Re: India might overtake China

^as Chinese ambassador Sun Yuxi put it...India is the world's office, China is the world's factory....the office and the factory under one Asian roof is a pretty lethal combination.

surely both will compete for business in the other's core competency (India for manufacturing and vice versa)....but the economic relationship remains healthy and both countries have paths to the top that do not necessarily cross or collide.

Re: India might overtake China

If by 2050 it would be a miracle, India will beat china hands down long before 2050. India adds roughly the population of Australia each year…

As of 2005
China 1280 million
India 1100 million

Re: India might overtake China

from today’s headlines…

Sensex hits all-time high for second straight day - closes at 7145

India signs largest FDI deal worth over Rs. 500 Billion

Re: India might overtake China

If you build insitutional growth mechanism..good things happen. One day, I hope Indians will set aside their differences with our Pakistani brothers and sisters and invest in their country, thereby bringing the cultures and economies of the two countries to gether even more. :flower1:

Re: India might overtake China

^ when you do that can u exclude the gujratis?. Gujus piss us off.

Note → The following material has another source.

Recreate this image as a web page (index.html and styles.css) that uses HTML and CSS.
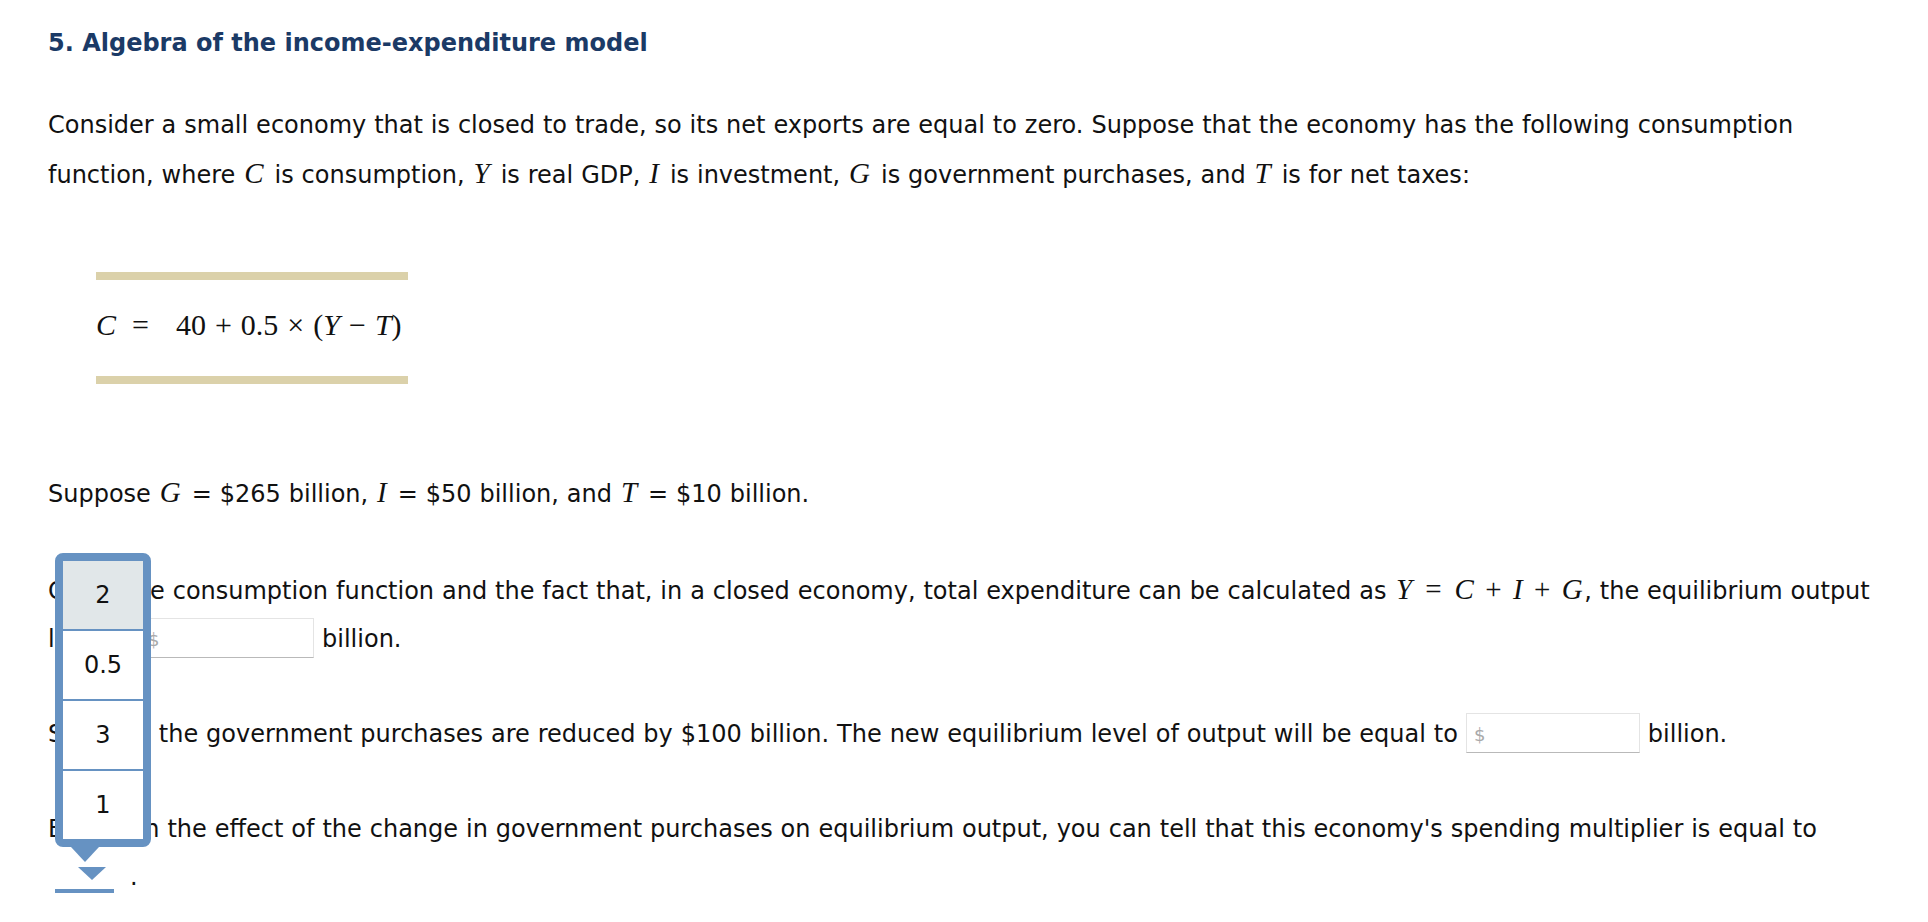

Re: India might overtake China

^ bhaijaan, I don't like Gujjus either. They are racially and ethnically sindhis. I understand your reservations. God bless.

Re: India might overtake China

I am sure india will overtake china. the only enemy that india has got is it’s own political system. change that first then india will have a chance.

Re: India might overtake China

India will overtake China when pigs start to fly.

Re: India might overtake China

Firstly, I am perplexed by the sheer volume of threads that focus not on Pakistan but on a foreign, alien country to the east of Pakistan!!

moderators, while I think you are doing a great job for the most part, I think there should be ceiling on the number of non-Pak related threads and the no. of people from one country of origin in particular (India!) on this website.

I mean to a third person it would really look like that this is an Indian and not Pakistani forum. No other country’s forums will have so much foreign content! And why are so many Indians on this forum??? They claim to be the IT power of the world - what’s the matter…no interesting portals of Indian origin??? :bukbuk:

Finally, as far as their delusions about taking over China are concerned: let these call centre barons think what they want…they are WAY WAY behind China when it comes to global influence, military strength, economics, exports, foreign exchange reserves. Also, China is not as passive as Pakistan that it will allow a southern neighbour to “overtake” it - it will not idly standby.

All we need is another 1962-style “skirmish” which lead to the speedy annexation of hundreds of square kilometres of something something Pradesh - can’t even pronounce those sanskrit names!!! and kaboom! India will go back a good 5-10 years and no amount of hindi movie junk will change that.

but still…moderators, let’s consider a cap on the number of “babus” lurking around in this forum…trust me they are not totally alien to the idea of living under quotas!; they won’t mind. :smiley:

Or is it that the Indian population has swelled so much that there is a glut of web users and you are the ones who didn’t find a place in your “wonderfully new Super Country that will overtake China soon” portals!!!

Re: India might overtake China

^^^ Very Well Said!!!

Re: India might overtake China

^ WHy should you be afraid of Indians?